Gegen die Entwicklung dieser Waffen, salopp auch "mini nukes" genannt, wurden zwei grundlegende Einwände erhoben. Zum einen wären wohl doch größere Bomben erforderlich. Nach einer Berechnung des Fachdienstes GlobalSecurity.org wäre eine Bombe mit einer Sprengkraft von 100 Kilotonnen nötig, um ein Ziel in 300 Meter Tiefe zu zerstören. Das wäre die zehnfache Größe der Hiroshima-Bombe. Außerdem wäre mit einigem Auswurf an radioaktivem Geröll zu rechnen. Tests in Nevada haben ergeben, daß eine 10-Kilotonnen-Bombe in einer Tiefe von mindestens 260 Metern explodieren muß, damit kein verseuchtes Material an die Oberfläche geschleudert wird. Ein Sprengkopf, der aus 12 000 Meter Höhe aus einem Flugzeug abgeworfen wird, würde aber lockeres Erdreich nur bis zu 30 Meter und Felsgestein höchstens neun Meter tief durchschlagen können. Zur Zerstörung sehr tiefer Bunker scheinen solche Waffen also schlecht geeignet, und in geringerer Tiefe drohen womöglich erhebliche Belastungen für Mensch und Umwelt.

Zum anderen wurde stets Kritik an den sicherheitspolitischen Folgen des Projekts geübt. Die amerikanische Opposition und viele europäische Regierungen halten den Bau neuer Nuklearwaffen für das falsche Signal an Staaten wie Iran oder Nordkorea, denen die Staatengemeinschaft den Erwerb von Kernwaffen untersagen will. Damit, so eine häufig vorgebrachte Argumentation, werde die nukleare Option für solche Länder sogar attraktiver: Sie könnten noch mehr versucht sein, eine eigene nukleare Abschreckung aufzubauen, um sich vor amerikanischen Präventivschlägen gegen ihre Militäreinrichtungen zu schützen. Unmut erregten die amerikanischen Pläne auch bei den 182 Mitgliedstaaten des Nichtverbreitungsvertrages, die keine Atomwaffen besitzen. Viele von ihnen erwarten im Gegenzug für ihren eigenen Verzicht eine weitere Abrüstung der Atomwaffenstaaten und nicht den Bau einer neuen Klasse von Atombomben.

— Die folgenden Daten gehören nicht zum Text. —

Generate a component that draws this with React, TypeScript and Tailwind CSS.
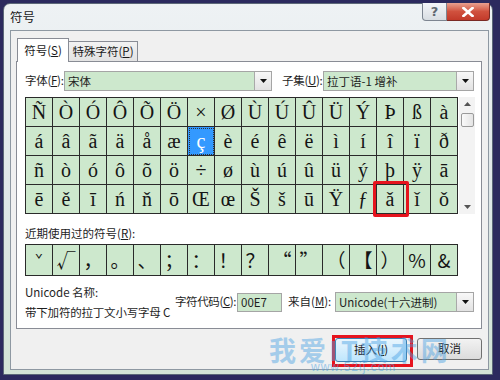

Im Kongreß gaben diese Argumente letztlich den Ausschlag. Ausgerechnet ein Republikaner, der Abgeordnete Dave Hobson, machte sich die sicherheitspolitischen Bedenken zu eigen und setzte als Vorsitzender des Bewilligungs-Unterausschusses Energie- und Wasserentwicklung im Repräsentantenhaus eine Streichung der Mittel für den "Erddurchdringer" durch. Außerdem wurden 9 Millionen Dollar nicht bewilligt, die das Pentagon zur Entwicklung von Konzepten für fortgeschrittene Waffensysteme beantragt hatte, und das Geld für eine neue Fabrik zum Bau von Zündern für Atomwaffen drastisch beschnitten. Im Senat soll es mehr Neigung gegebenen haben, dem Pentagon das Geld zu geben, berichtete die "New York Times". In einer Vermittlungssitzung habe sich aber Hobsons Position durchgesetzt. Worin die bestand, hatte der Abgeordnete aus Ohio schon im August gesagt: "Das ist eine sehr provokative und offen aggressive Politik, die unsere moralische Autorität untergräbt, wenn wir verlangen, daß andere Nationen auf Nuklearwaffen verzichten sollen."